- **Brief**
Reproduce the full listing that appears beneath this instruction exactly.
╭─ Collected material
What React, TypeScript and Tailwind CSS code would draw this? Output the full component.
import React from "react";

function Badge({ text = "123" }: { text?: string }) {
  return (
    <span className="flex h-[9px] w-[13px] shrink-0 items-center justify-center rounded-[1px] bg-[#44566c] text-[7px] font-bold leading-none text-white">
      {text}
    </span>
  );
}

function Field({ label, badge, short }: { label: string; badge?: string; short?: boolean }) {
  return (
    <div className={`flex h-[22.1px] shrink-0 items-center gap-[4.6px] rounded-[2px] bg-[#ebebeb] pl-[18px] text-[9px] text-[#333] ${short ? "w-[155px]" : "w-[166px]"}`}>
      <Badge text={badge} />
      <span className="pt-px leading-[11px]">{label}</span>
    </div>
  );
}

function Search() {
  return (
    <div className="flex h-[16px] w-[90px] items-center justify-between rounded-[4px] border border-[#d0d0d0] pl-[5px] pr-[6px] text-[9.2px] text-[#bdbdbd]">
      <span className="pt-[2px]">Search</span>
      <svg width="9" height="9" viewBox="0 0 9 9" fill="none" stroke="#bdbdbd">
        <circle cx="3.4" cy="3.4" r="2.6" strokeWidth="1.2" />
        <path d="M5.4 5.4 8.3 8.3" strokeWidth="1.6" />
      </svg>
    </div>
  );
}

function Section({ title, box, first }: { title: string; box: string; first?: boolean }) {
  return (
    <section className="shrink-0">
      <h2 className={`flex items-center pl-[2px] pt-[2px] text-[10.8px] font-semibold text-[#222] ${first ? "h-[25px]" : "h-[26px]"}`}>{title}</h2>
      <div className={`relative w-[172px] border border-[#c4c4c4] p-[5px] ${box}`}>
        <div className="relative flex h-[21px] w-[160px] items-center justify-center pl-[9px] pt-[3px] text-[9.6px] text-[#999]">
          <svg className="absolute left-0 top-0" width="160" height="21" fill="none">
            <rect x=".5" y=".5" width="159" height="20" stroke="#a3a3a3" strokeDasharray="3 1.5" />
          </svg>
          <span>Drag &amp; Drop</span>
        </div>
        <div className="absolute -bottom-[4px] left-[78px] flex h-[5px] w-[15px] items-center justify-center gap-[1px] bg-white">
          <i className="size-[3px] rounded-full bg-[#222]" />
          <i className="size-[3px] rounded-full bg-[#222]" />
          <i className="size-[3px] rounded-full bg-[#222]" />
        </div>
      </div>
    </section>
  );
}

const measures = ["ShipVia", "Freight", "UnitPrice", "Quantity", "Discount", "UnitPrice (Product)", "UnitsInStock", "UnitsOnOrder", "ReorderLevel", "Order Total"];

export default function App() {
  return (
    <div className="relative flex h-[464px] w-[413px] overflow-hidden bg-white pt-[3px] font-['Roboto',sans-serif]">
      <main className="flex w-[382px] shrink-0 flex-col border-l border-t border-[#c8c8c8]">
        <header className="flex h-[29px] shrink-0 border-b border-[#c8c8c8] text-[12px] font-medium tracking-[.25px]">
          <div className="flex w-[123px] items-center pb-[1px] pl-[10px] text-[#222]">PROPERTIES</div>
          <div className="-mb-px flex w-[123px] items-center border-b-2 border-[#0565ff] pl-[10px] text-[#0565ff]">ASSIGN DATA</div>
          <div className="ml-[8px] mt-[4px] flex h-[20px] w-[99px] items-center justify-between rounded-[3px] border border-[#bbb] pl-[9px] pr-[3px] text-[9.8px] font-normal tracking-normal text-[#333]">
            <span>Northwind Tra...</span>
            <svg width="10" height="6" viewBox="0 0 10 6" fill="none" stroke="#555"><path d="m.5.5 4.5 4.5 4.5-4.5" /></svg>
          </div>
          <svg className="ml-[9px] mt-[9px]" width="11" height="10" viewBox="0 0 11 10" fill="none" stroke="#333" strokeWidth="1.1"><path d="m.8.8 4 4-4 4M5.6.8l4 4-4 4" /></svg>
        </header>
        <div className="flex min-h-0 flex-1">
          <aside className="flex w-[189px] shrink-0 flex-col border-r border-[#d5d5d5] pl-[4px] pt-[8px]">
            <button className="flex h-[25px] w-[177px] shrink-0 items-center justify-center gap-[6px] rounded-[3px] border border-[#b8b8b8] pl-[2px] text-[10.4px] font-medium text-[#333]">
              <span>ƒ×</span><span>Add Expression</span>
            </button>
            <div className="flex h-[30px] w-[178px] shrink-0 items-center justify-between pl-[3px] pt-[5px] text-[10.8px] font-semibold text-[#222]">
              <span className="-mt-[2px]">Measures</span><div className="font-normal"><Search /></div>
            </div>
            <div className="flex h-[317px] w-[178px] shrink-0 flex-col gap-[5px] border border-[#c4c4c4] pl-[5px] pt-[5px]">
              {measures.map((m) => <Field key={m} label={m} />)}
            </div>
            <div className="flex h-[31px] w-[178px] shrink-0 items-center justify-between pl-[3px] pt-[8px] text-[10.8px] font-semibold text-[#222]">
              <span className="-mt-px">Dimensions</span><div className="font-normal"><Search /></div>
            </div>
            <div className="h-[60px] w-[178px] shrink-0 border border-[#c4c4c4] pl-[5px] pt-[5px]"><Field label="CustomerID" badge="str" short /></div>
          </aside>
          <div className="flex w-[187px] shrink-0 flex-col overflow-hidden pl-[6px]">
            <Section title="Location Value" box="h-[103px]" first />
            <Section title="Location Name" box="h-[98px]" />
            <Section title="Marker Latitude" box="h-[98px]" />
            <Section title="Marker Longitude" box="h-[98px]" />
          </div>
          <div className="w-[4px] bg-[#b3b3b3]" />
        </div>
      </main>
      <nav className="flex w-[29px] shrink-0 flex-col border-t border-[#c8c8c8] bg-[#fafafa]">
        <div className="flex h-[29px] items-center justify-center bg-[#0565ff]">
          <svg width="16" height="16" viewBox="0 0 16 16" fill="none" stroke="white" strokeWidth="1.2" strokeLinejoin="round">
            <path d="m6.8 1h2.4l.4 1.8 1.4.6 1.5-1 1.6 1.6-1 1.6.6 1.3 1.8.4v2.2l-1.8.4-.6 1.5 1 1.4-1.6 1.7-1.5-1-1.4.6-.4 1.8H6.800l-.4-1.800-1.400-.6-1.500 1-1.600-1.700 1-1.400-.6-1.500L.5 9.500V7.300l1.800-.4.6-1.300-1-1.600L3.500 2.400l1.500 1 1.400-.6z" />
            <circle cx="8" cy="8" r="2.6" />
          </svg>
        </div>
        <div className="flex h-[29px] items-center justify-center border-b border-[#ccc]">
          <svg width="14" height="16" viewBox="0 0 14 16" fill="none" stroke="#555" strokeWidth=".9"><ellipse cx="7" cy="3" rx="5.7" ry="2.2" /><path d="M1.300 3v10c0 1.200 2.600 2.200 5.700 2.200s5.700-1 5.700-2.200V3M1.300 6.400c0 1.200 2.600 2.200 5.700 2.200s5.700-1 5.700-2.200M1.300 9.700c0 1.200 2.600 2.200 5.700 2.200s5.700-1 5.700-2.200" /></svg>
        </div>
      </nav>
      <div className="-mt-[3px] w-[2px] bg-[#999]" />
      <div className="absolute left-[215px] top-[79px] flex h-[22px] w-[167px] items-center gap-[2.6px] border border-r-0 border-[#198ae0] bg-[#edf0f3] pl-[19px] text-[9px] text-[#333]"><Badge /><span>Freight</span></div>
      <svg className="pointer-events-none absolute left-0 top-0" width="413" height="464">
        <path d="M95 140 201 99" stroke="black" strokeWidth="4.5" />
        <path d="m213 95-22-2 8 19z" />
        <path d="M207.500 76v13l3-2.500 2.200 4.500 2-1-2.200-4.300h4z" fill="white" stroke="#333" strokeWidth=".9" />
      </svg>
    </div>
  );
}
╰─
- **Expected output**
What React, TypeScript and Tailwind CSS code would draw this? Output the full component.
import React from "react";

function Badge({ text = "123" }: { text?: string }) {
  return (
    <span className="flex h-[9px] w-[13px] shrink-0 items-center justify-center rounded-[1px] bg-[#44566c] text-[7px] font-bold leading-none text-white">
      {text}
    </span>
  );
}

function Field({ label, badge, short }: { label: string; badge?: string; short?: boolean }) {
  return (
    <div className={`flex h-[22.1px] shrink-0 items-center gap-[4.6px] rounded-[2px] bg-[#ebebeb] pl-[18px] text-[9px] text-[#333] ${short ? "w-[155px]" : "w-[166px]"}`}>
      <Badge text={badge} />
      <span className="pt-px leading-[11px]">{label}</span>
    </div>
  );
}

function Search() {
  return (
    <div className="flex h-[16px] w-[90px] items-center justify-between rounded-[4px] border border-[#d0d0d0] pl-[5px] pr-[6px] text-[9.2px] text-[#bdbdbd]">
      <span className="pt-[2px]">Search</span>
      <svg width="9" height="9" viewBox="0 0 9 9" fill="none" stroke="#bdbdbd">
        <circle cx="3.4" cy="3.4" r="2.6" strokeWidth="1.2" />
        <path d="M5.4 5.4 8.3 8.3" strokeWidth="1.6" />
      </svg>
    </div>
  );
}

function Section({ title, box, first }: { title: string; box: string; first?: boolean }) {
  return (
    <section className="shrink-0">
      <h2 className={`flex items-center pl-[2px] pt-[2px] text-[10.8px] font-semibold text-[#222] ${first ? "h-[25px]" : "h-[26px]"}`}>{title}</h2>
      <div className={`relative w-[172px] border border-[#c4c4c4] p-[5px] ${box}`}>
        <div className="relative flex h-[21px] w-[160px] items-center justify-center pl-[9px] pt-[3px] text-[9.6px] text-[#999]">
          <svg className="absolute left-0 top-0" width="160" height="21" fill="none">
            <rect x=".5" y=".5" width="159" height="20" stroke="#a3a3a3" strokeDasharray="3 1.5" />
          </svg>
          <span>Drag &amp; Drop</span>
        </div>
        <div className="absolute -bottom-[4px] left-[78px] flex h-[5px] w-[15px] items-center justify-center gap-[1px] bg-white">
          <i className="size-[3px] rounded-full bg-[#222]" />
          <i className="size-[3px] rounded-full bg-[#222]" />
          <i className="size-[3px] rounded-full bg-[#222]" />
        </div>
      </div>
    </section>
  );
}

const measures = ["ShipVia", "Freight", "UnitPrice", "Quantity", "Discount", "UnitPrice (Product)", "UnitsInStock", "UnitsOnOrder", "ReorderLevel", "Order Total"];

export default function App() {
  return (
    <div className="relative flex h-[464px] w-[413px] overflow-hidden bg-white pt-[3px] font-['Roboto',sans-serif]">
      <main className="flex w-[382px] shrink-0 flex-col border-l border-t border-[#c8c8c8]">
        <header className="flex h-[29px] shrink-0 border-b border-[#c8c8c8] text-[12px] font-medium tracking-[.25px]">
          <div className="flex w-[123px] items-center pb-[1px] pl-[10px] text-[#222]">PROPERTIES</div>
          <div className="-mb-px flex w-[123px] items-center border-b-2 border-[#0565ff] pl-[10px] text-[#0565ff]">ASSIGN DATA</div>
          <div className="ml-[8px] mt-[4px] flex h-[20px] w-[99px] items-center justify-between rounded-[3px] border border-[#bbb] pl-[9px] pr-[3px] text-[9.8px] font-normal tracking-normal text-[#333]">
            <span>Northwind Tra...</span>
            <svg width="10" height="6" viewBox="0 0 10 6" fill="none" stroke="#555"><path d="m.5.5 4.5 4.5 4.5-4.5" /></svg>
          </div>
          <svg className="ml-[9px] mt-[9px]" width="11" height="10" viewBox="0 0 11 10" fill="none" stroke="#333" strokeWidth="1.1"><path d="m.8.8 4 4-4 4M5.6.8l4 4-4 4" /></svg>
        </header>
        <div className="flex min-h-0 flex-1">
          <aside className="flex w-[189px] shrink-0 flex-col border-r border-[#d5d5d5] pl-[4px] pt-[8px]">
            <button className="flex h-[25px] w-[177px] shrink-0 items-center justify-center gap-[6px] rounded-[3px] border border-[#b8b8b8] pl-[2px] text-[10.4px] font-medium text-[#333]">
              <span>ƒ×</span><span>Add Expression</span>
            </button>
            <div className="flex h-[30px] w-[178px] shrink-0 items-center justify-between pl-[3px] pt-[5px] text-[10.8px] font-semibold text-[#222]">
              <span className="-mt-[2px]">Measures</span><div className="font-normal"><Search /></div>
            </div>
            <div className="flex h-[317px] w-[178px] shrink-0 flex-col gap-[5px] border border-[#c4c4c4] pl-[5px] pt-[5px]">
              {measures.map((m) => <Field key={m} label={m} />)}
            </div>
            <div className="flex h-[31px] w-[178px] shrink-0 items-center justify-between pl-[3px] pt-[8px] text-[10.8px] font-semibold text-[#222]">
              <span className="-mt-px">Dimensions</span><div className="font-normal"><Search /></div>
            </div>
            <div className="h-[60px] w-[178px] shrink-0 border border-[#c4c4c4] pl-[5px] pt-[5px]"><Field label="CustomerID" badge="str" short /></div>
          </aside>
          <div className="flex w-[187px] shrink-0 flex-col overflow-hidden pl-[6px]">
            <Section title="Location Value" box="h-[103px]" first />
            <Section title="Location Name" box="h-[98px]" />
            <Section title="Marker Latitude" box="h-[98px]" />
            <Section title="Marker Longitude" box="h-[98px]" />
          </div>
          <div className="w-[4px] bg-[#b3b3b3]" />
        </div>
      </main>
      <nav className="flex w-[29px] shrink-0 flex-col border-t border-[#c8c8c8] bg-[#fafafa]">
        <div className="flex h-[29px] items-center justify-center bg-[#0565ff]">
          <svg width="16" height="16" viewBox="0 0 16 16" fill="none" stroke="white" strokeWidth="1.2" strokeLinejoin="round">
            <path d="m6.8 1h2.4l.4 1.8 1.4.6 1.5-1 1.6 1.6-1 1.6.6 1.3 1.8.4v2.2l-1.8.4-.6 1.5 1 1.4-1.6 1.7-1.5-1-1.4.6-.4 1.8H6.800l-.4-1.800-1.400-.6-1.500 1-1.600-1.700 1-1.400-.6-1.500L.5 9.500V7.300l1.800-.4.6-1.300-1-1.600L3.500 2.400l1.500 1 1.400-.6z" />
            <circle cx="8" cy="8" r="2.6" />
          </svg>
        </div>
        <div className="flex h-[29px] items-center justify-center border-b border-[#ccc]">
          <svg width="14" height="16" viewBox="0 0 14 16" fill="none" stroke="#555" strokeWidth=".9"><ellipse cx="7" cy="3" rx="5.7" ry="2.2" /><path d="M1.300 3v10c0 1.200 2.600 2.200 5.700 2.200s5.700-1 5.700-2.200V3M1.300 6.400c0 1.200 2.600 2.200 5.700 2.200s5.700-1 5.700-2.200M1.300 9.700c0 1.200 2.600 2.200 5.700 2.200s5.700-1 5.700-2.200" /></svg>
        </div>
      </nav>
      <div className="-mt-[3px] w-[2px] bg-[#999]" />
      <div className="absolute left-[215px] top-[79px] flex h-[22px] w-[167px] items-center gap-[2.6px] border border-r-0 border-[#198ae0] bg-[#edf0f3] pl-[19px] text-[9px] text-[#333]"><Badge /><span>Freight</span></div>
      <svg className="pointer-events-none absolute left-0 top-0" width="413" height="464">
        <path d="M95 140 201 99" stroke="black" strokeWidth="4.5" />
        <path d="m213 95-22-2 8 19z" />
        <path d="M207.500 76v13l3-2.500 2.200 4.500 2-1-2.200-4.300h4z" fill="white" stroke="#333" strokeWidth=".9" />
      </svg>
    </div>
  );
}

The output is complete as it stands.